The invitation for AI practitioners is to read NASA’s handbook not as an aerospace document but as a guide to building systems that deserve trust. The specific techniques will differ since neural networks are not rocket engines, but the underlying philosophy transfers: understand what stakeholders need, decompose requirements to verifiable components, verify each component against specifications, validate the integrated system against operational reality, and monitor continuously through deployment.

At the AI V&V Lab at KFUPM we’re working on adapting these principles to modern machine learning systems, including formal verification methods that can certify network behavior, operational domain characterization that borrows from the ConOps tradition, and runtime monitoring that enables continuous validation rather than one-time certification.

The gap between “works on benchmarks” and “trustworthy in deployment” is real, and NASA has been closing that gap for decades. The lessons are there for those willing to learn them.

References

NASA Systems Engineering Handbook, NASA/SP-2007-6105 Rev1, December 2007. Available at ntrs.nasa.gov.

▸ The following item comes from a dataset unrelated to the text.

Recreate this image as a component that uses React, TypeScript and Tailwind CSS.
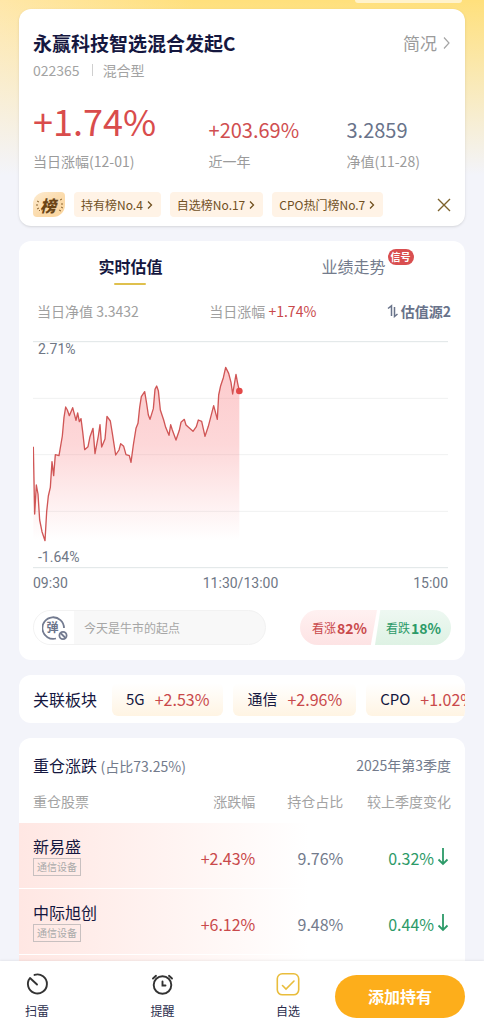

DO-178C: Software Considerations in Airborne Systems and Equipment Certification, RTCA SC-205 / EUROCAE WG-71, 2011. The aviation industry’s standard for software assurance.

IEC 61508: Functional Safety of Electrical/Electronic/Programmable Electronic Safety-related Systems, International Electrotechnical Commission. The foundational standard for functional safety.

ISO 26262: Road Vehicles – Functional Safety, International Organization for Standardization. Adaptation of IEC 61508 for automotive systems.

EASA Concept Paper on AI in Aviation, European Union Aviation Safety Agency, First Issue 2024. Emerging guidance on AI certification in safety-critical aviation.

Stanford AI Index Report 2024, Stanford University Human-Centered AI Institute. Annual assessment of AI progress across sectors.